SE affects so many different aspects of our industry. Poor cycling, settling, calving, retained placentas, scruffy hair coats, poor growth, etc - lists goes on & on - especially bad for newborns - white muscle disease (dumb suckers & weak calves).
 
jeanne--- this is the first time we have ever had a problem with selenium deficiency. It hit the calves. we had one that was down a few days before we figured out what it was- it was down close to 10 days!!!! :( and another one was down 2 to 3 days.

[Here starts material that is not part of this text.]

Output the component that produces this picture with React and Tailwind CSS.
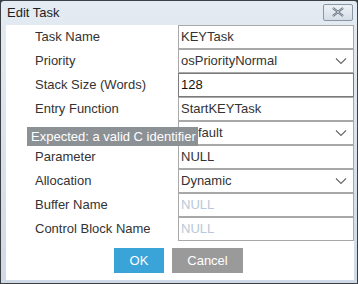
import React from "react";

const Chevron = () => (
  <svg width="12" height="8" viewBox="0 0 12 8" className="mr-[6px]">
    <path d="M1 1.5 L6 6.5 L11 1.5" fill="none" stroke="#666" strokeWidth="1.1" />
  </svg>
);

const rows = [
  { label: "Task Name", value: "KEYTask" },
  { label: "Priority", value: "osPriorityNormal", select: true },
  { label: "Stack Size (Words)", value: "128", focus: true },
  { label: "Entry Function", value: "StartKEYTask" },
  { label: "", value: "fault", select: true, hidden: true },
  { label: "Parameter", value: "NULL" },
  { label: "Allocation", value: "Dynamic", select: true },
  { label: "Buffer Name", value: "NULL", placeholder: true },
  { label: "Control Block Name", value: "NULL", placeholder: true },
];

export default function App() {
  return (
    <div
      className="relative w-[358px] h-[284px] bg-[#3c3f44] p-px overflow-hidden"
      style={{ fontFamily: '"Liberation Sans", Arial, sans-serif' }}
    >
      <div className="flex flex-col w-full h-full bg-gradient-to-b from-[#e4ebf2] to-[#cfdae6] rounded-t-[3px]">
        <div className="flex items-center justify-between h-[24px] pl-[6px] pr-[4px]">
          <span className="text-[13px] text-[#1e1e1e]">Edit Task</span>
          <div className="flex items-center justify-center w-[30px] h-[17px] mt-[-2px] border border-[#8a96a4] rounded-[2px] bg-gradient-to-b from-[#eef2f6] to-[#d4dde6]">
            <svg width="14" height="10" viewBox="0 0 14 10">
              <path d="M2 1 L12 9 M12 1 L2 9" stroke="#4a5563" strokeWidth="2.2" />
              <path d="M2 1 L12 9 M12 1 L2 9" stroke="#e8edf2" strokeWidth="0.8" />
            </svg>
          </div>
        </div>
        <div className="flex-1 ml-[5px] mr-[3px] mb-[3px] bg-white flex flex-col">
          <div className="flex flex-col">
            {rows.map((r, i) => (
              <div key={i} className="flex h-[24px]">
                <div className="w-[172px] pl-[29px] flex items-center text-[13px] text-[#333]">
                  {r.label}
                </div>
                <div
                  className={
                    "flex-1 flex items-center justify-between text-[13px] border " +
                    (r.hidden ? "pl-[19px] " : "pl-[2px] ") +
                    (r.focus ? "border-[#7a7a7a] text-[#111]" : "border-[#a8a8a8] text-[#333]")
                  }
                >
                  <span className={r.placeholder ? "text-[#b8c8d8]" : ""}>{r.value}</span>
                  {r.select && <Chevron />}
                </div>
              </div>
            ))}
          </div>
          <div className="flex gap-[8px] ml-[108px] mt-[7px]">
            <div className="w-[50px] h-[25px] bg-[#3aa4d9] text-white text-[13px] flex items-center justify-center">
              OK
            </div>
            <div className="w-[71px] h-[25px] bg-[#9a9a9a] text-white text-[13px] flex items-center justify-center">
              Cancel
            </div>
          </div>
        </div>
      </div>
      <div className="absolute left-[27px] top-[127px] h-[19px] w-[171px] bg-[#8c9196] text-white text-[13px] flex items-center pl-[4px]">
        Expected: a valid C identifier
      </div>
    </div>
  );
}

These were both from the purebred angus heifers we bought and bred the year before. we treated these 2 calves with BO-SE and it worked but they were stunted from it. the purebred heifer we weighed at weaning and it only wieghed 350lbs :( so we wont be keeping that one for breeding.

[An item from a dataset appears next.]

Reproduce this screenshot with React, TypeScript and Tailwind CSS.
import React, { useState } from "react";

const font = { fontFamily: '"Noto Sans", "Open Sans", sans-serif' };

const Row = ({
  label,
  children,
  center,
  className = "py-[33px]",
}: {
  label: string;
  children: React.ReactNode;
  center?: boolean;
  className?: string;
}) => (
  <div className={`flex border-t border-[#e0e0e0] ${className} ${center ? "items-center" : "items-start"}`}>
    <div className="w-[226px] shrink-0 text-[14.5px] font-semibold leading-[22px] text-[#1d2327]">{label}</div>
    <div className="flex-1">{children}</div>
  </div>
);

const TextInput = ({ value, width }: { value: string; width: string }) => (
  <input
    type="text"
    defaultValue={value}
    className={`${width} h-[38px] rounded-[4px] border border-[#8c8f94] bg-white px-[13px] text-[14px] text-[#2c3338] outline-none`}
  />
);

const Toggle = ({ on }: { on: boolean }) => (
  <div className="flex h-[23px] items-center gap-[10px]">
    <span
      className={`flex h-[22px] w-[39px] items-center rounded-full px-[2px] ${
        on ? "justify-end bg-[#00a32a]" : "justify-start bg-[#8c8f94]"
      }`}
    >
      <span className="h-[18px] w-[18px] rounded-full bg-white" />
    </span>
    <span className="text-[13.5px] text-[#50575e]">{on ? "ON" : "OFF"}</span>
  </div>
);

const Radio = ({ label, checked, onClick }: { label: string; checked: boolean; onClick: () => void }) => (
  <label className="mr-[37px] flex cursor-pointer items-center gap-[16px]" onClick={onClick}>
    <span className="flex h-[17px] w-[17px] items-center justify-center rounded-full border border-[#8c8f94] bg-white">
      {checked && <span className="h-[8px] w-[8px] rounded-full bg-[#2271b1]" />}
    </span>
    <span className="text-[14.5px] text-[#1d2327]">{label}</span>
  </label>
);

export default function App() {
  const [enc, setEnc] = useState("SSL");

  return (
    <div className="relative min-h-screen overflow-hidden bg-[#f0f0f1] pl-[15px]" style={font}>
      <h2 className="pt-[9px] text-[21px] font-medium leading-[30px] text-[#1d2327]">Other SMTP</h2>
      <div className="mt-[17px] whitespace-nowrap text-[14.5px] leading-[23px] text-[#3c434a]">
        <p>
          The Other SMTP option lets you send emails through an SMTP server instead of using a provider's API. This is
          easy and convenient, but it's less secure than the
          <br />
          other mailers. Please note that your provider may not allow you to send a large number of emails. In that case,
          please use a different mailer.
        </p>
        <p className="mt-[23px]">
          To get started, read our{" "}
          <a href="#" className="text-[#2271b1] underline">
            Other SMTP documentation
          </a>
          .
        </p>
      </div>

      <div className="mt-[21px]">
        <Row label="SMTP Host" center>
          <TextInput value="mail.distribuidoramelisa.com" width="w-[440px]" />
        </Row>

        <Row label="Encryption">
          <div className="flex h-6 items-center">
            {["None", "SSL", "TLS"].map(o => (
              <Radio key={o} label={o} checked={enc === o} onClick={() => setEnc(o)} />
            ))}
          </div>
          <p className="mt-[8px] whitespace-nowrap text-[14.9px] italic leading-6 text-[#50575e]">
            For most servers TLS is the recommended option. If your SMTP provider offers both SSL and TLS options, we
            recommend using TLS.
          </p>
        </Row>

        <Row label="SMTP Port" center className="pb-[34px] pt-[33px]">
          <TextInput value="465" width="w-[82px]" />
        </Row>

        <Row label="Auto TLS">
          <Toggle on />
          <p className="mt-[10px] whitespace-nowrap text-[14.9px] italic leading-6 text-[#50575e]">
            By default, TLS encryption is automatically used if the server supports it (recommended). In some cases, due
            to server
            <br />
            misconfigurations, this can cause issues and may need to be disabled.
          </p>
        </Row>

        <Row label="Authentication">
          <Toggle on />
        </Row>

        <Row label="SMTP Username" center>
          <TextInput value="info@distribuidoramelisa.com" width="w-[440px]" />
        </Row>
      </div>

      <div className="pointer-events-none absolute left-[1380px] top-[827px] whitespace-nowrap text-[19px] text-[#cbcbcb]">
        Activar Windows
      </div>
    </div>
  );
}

Our vet didnt give us very good info- or we would have given all the calves a shot and started feeding selenium salt immedietly. Lots of people had trouble in this area last year. seemed to hit the angus the most. Somthing was short in the feed last year or something.

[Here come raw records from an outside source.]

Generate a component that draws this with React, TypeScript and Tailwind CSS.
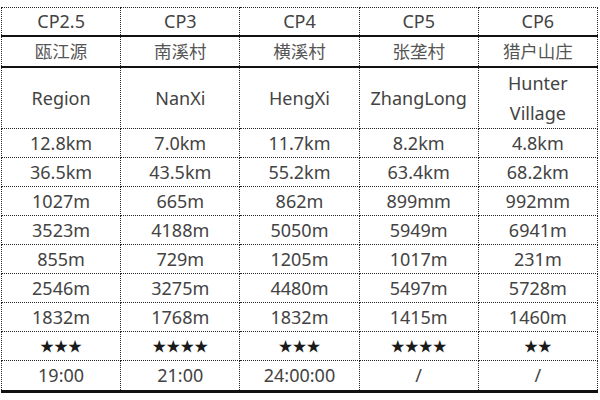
const cols = ["CP2.5", "CP3", "CP4", "CP5", "CP6"];
const cn = ["瓯江源", "南溪村", "横溪村", "张垄村", "猎户山庄"];
const en = ["Region", "NanXi", "HengXi", "ZhangLong", "Hunter Village"];

const rows: string[][] = [
  ["12.8km", "7.0km", "11.7km", "8.2km", "4.8km"],
  ["36.5km", "43.5km", "55.2km", "63.4km", "68.2km"],
  ["1027m", "665m", "862m", "899mm", "992mm"],
  ["3523m", "4188m", "5050m", "5949m", "6941m"],
  ["855m", "729m", "1205m", "1017m", "231m"],
  ["2546m", "3275m", "4480m", "5497m", "5728m"],
  ["1832m", "1768m", "1832m", "1415m", "1460m"],
  ["★★★", "★★★★", "★★★", "★★★★", "★★"],
];
const last = ["19:00", "21:00", "24:00:00", "/", "/"];

const cell = "border border-dotted border-[#222] text-center align-middle p-0";
// solid rule under a row
const rule = "border-b-2 [border-bottom-style:solid] border-b-[#111]";

export default function App() {
  return (
    <div
      className="w-[600px] h-[400px] bg-white pt-[7px] pl-px text-[#434343]"
      style={{ fontFamily: '"Noto Sans", "Noto Sans CJK SC", sans-serif' }}
    >
      <table className="w-[597px] table-fixed border-collapse text-[18px] leading-[20px]">
        <tbody>
          <tr className="h-[28px]">
            {cols.map((c) => (
              <td key={c} className={`${cell} ${rule}`}>
                {c}
              </td>
            ))}
          </tr>
          <tr className="h-[31px]">
            {cn.map((c) => (
              <td
                key={c}
                className={`${cell} ${rule} text-[#555] text-[17.5px]`}
                style={{ fontFamily: '"Noto Sans CJK SC", sans-serif' }}
              >
                {c}
              </td>
            ))}
          </tr>
          <tr className="h-[61px]">
            {en.map((c) => (
              <td key={c} className={`${cell} leading-[30px]`}>
                {c === "Hunter Village" ? (
                  <>
                    Hunter
                    <br />
                    Village
                  </>
                ) : (
                  c
                )}
              </td>
            ))}
          </tr>
          {rows.map((r, i) => (
            <tr key={i} className="h-[29px]">
              {r.map((v, j) => (
                <td key={j} className={`${cell} ${v.startsWith("★") ? "text-[#1a1a1a] text-[14px]" : ""}`}>
                  {v}
                </td>
              ))}
            </tr>
          ))}
          <tr className="h-[31px]">
            {last.map((v, j) => (
              <td key={j} className={`${cell} border-b-[3px] [border-bottom-style:solid] border-b-[#111]`}>
                {v}
              </td>
            ))}
          </tr>
        </tbody>
      </table>
    </div>
  );
}
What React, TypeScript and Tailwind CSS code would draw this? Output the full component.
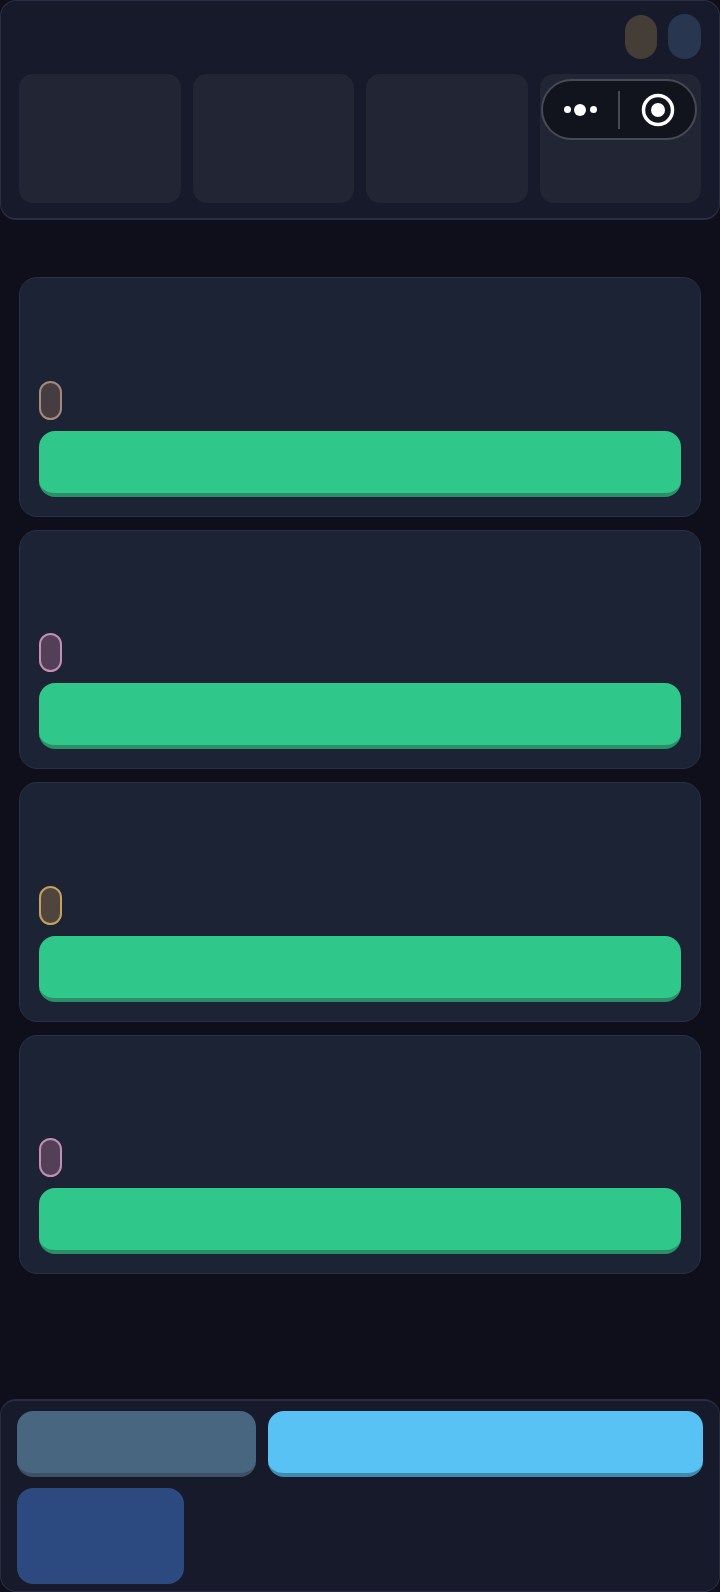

From now on all calves will be getting BO-SE at birth. and we will be feeding more selenium over the winter and spring. The angus purebreds also didnt start cycling till later on in the spring- must also be from the deficiency????? thats why we only got 5 of them AI'ed this year.

Dan.
 
Dan, it affects different cattle differently - within the same herd. Seems like higher producing cows are more affected. Low selenium definately affects reproduction - cycling & settling.
Never heard of a calf getting stunted from a slow start like that though. Unless she had some lung damage from a secondary problem. So often when they are selenium deficient, they are weak, don't suck properly and end up getting an infection.
I wouldn't think of not giving BoSe to newborns. We are so deficient - we feed triple the dose of Se in our mineral year round. I DO NOT recommend this for others. It is toxic. We blood tested a sampling of our herd - several times - increasing the dosage until we got to a level that was sufficient.
 
jeanne--- actually these calves were from lower producing cows- the one half dried up so the calf didnt get much milk all summer. the other one got plenty of milk cuz it was only down a couple days and got up long enough to suck a little each day so it had good milk all summer but is still about the same size. No lung problems that i know of- they both look good now just too small.

Dan.
 
did you know that they think that HIV1 and Ebola may be stimulated by selenium deficiencies? and that there is a selenium pour-on for cattle?
 
FarmerD - didn't think about the fact that cow might have dried up during the "down" time. that's do it!!

did you know that they think that HIV1 and Ebola may be stimulated by selenium deficiencies? and that there is a selenium pour-on for cattle?


Beefy, didn't hear that. Se pour-on - interesting. Do you know who's handling it?? Haven't seen it adv yet. That'd be the cat's meow! Hate giving shots - especially now that they all have to be in the neck.